» **Exercise requirements**
Exclude the pictures and reproduce the remaining data exactly as written.

» **Data**
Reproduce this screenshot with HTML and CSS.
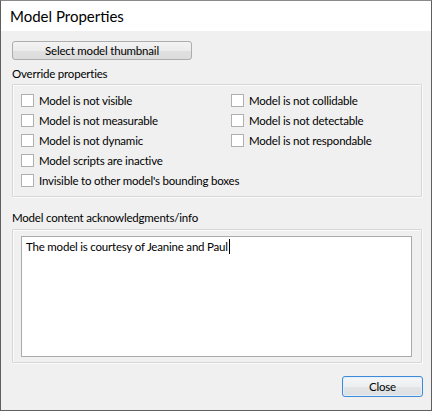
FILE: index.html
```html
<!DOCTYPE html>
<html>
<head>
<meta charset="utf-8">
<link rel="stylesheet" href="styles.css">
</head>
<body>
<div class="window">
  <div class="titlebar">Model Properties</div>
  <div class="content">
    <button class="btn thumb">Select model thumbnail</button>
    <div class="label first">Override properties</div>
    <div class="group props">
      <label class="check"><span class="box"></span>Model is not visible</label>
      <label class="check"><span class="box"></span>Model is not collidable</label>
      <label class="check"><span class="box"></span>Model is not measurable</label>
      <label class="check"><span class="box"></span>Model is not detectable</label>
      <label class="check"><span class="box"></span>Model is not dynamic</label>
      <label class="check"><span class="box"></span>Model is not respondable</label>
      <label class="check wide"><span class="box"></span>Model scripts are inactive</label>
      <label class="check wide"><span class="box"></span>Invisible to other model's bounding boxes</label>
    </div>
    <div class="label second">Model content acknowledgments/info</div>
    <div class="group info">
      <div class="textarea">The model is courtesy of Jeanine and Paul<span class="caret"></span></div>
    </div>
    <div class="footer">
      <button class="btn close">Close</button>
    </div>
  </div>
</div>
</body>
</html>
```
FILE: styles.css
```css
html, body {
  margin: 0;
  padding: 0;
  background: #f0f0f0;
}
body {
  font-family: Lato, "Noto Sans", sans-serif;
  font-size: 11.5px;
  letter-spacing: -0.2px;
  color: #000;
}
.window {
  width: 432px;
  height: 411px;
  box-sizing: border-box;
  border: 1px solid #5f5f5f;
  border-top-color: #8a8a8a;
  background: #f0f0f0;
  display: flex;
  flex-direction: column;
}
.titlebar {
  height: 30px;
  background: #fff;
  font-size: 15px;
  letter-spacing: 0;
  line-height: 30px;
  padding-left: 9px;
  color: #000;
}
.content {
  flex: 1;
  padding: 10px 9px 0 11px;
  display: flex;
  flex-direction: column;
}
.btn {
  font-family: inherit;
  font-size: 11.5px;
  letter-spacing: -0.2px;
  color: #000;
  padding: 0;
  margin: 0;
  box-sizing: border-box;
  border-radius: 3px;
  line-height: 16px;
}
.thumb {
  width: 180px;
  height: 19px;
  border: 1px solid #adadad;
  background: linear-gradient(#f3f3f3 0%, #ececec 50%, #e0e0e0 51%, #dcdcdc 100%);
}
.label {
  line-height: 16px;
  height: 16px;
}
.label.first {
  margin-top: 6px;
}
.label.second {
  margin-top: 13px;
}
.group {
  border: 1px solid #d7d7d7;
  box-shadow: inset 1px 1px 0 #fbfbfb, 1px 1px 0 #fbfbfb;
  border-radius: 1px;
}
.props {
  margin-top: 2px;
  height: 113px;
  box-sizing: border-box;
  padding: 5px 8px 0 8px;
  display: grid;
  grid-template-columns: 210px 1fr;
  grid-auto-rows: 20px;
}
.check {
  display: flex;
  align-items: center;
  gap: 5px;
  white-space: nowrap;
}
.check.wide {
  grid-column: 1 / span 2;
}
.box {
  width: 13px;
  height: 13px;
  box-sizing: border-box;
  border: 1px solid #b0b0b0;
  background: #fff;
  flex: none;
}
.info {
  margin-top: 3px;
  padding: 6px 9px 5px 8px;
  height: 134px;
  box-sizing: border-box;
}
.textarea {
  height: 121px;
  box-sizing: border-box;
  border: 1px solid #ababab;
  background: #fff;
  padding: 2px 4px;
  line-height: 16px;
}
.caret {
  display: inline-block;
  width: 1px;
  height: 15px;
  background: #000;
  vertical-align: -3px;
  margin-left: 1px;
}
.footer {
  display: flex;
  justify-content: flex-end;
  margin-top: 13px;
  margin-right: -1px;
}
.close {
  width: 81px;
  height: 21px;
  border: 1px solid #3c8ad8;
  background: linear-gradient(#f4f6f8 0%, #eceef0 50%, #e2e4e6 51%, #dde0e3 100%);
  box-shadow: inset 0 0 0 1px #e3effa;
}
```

» **Solution to this problem**
Reproduce this screenshot with HTML and CSS.
FILE: index.html
```html
<!DOCTYPE html>
<html>
<head>
<meta charset="utf-8">
<link rel="stylesheet" href="styles.css">
</head>
<body>
<div class="window">
  <div class="titlebar">Model Properties</div>
  <div class="content">
    <button class="btn thumb">Select model thumbnail</button>
    <div class="label first">Override properties</div>
    <div class="group props">
      <label class="check"><span class="box"></span>Model is not visible</label>
      <label class="check"><span class="box"></span>Model is not collidable</label>
      <label class="check"><span class="box"></span>Model is not measurable</label>
      <label class="check"><span class="box"></span>Model is not detectable</label>
      <label class="check"><span class="box"></span>Model is not dynamic</label>
      <label class="check"><span class="box"></span>Model is not respondable</label>
      <label class="check wide"><span class="box"></span>Model scripts are inactive</label>
      <label class="check wide"><span class="box"></span>Invisible to other model's bounding boxes</label>
    </div>
    <div class="label second">Model content acknowledgments/info</div>
    <div class="group info">
      <div class="textarea">The model is courtesy of Jeanine and Paul<span class="caret"></span></div>
    </div>
    <div class="footer">
      <button class="btn close">Close</button>
    </div>
  </div>
</div>
</body>
</html>
```
FILE: styles.css
```css
html, body {
  margin: 0;
  padding: 0;
  background: #f0f0f0;
}
body {
  font-family: Lato, "Noto Sans", sans-serif;
  font-size: 11.5px;
  letter-spacing: -0.2px;
  color: #000;
}
.window {
  width: 432px;
  height: 411px;
  box-sizing: border-box;
  border: 1px solid #5f5f5f;
  border-top-color: #8a8a8a;
  background: #f0f0f0;
  display: flex;
  flex-direction: column;
}
.titlebar {
  height: 30px;
  background: #fff;
  font-size: 15px;
  letter-spacing: 0;
  line-height: 30px;
  padding-left: 9px;
  color: #000;
}
.content {
  flex: 1;
  padding: 10px 9px 0 11px;
  display: flex;
  flex-direction: column;
}
.btn {
  font-family: inherit;
  font-size: 11.5px;
  letter-spacing: -0.2px;
  color: #000;
  padding: 0;
  margin: 0;
  box-sizing: border-box;
  border-radius: 3px;
  line-height: 16px;
}
.thumb {
  width: 180px;
  height: 19px;
  border: 1px solid #adadad;
  background: linear-gradient(#f3f3f3 0%, #ececec 50%, #e0e0e0 51%, #dcdcdc 100%);
}
.label {
  line-height: 16px;
  height: 16px;
}
.label.first {
  margin-top: 6px;
}
.label.second {
  margin-top: 13px;
}
.group {
  border: 1px solid #d7d7d7;
  box-shadow: inset 1px 1px 0 #fbfbfb, 1px 1px 0 #fbfbfb;
  border-radius: 1px;
}
.props {
  margin-top: 2px;
  height: 113px;
  box-sizing: border-box;
  padding: 5px 8px 0 8px;
  display: grid;
  grid-template-columns: 210px 1fr;
  grid-auto-rows: 20px;
}
.check {
  display: flex;
  align-items: center;
  gap: 5px;
  white-space: nowrap;
}
.check.wide {
  grid-column: 1 / span 2;
}
.box {
  width: 13px;
  height: 13px;
  box-sizing: border-box;
  border: 1px solid #b0b0b0;
  background: #fff;
  flex: none;
}
.info {
  margin-top: 3px;
  padding: 6px 9px 5px 8px;
  height: 134px;
  box-sizing: border-box;
}
.textarea {
  height: 121px;
  box-sizing: border-box;
  border: 1px solid #ababab;
  background: #fff;
  padding: 2px 4px;
  line-height: 16px;
}
.caret {
  display: inline-block;
  width: 1px;
  height: 15px;
  background: #000;
  vertical-align: -3px;
  margin-left: 1px;
}
.footer {
  display: flex;
  justify-content: flex-end;
  margin-top: 13px;
  margin-right: -1px;
}
.close {
  width: 81px;
  height: 21px;
  border: 1px solid #3c8ad8;
  background: linear-gradient(#f4f6f8 0%, #eceef0 50%, #e2e4e6 51%, #dde0e3 100%);
  box-shadow: inset 0 0 0 1px #e3effa;
}
```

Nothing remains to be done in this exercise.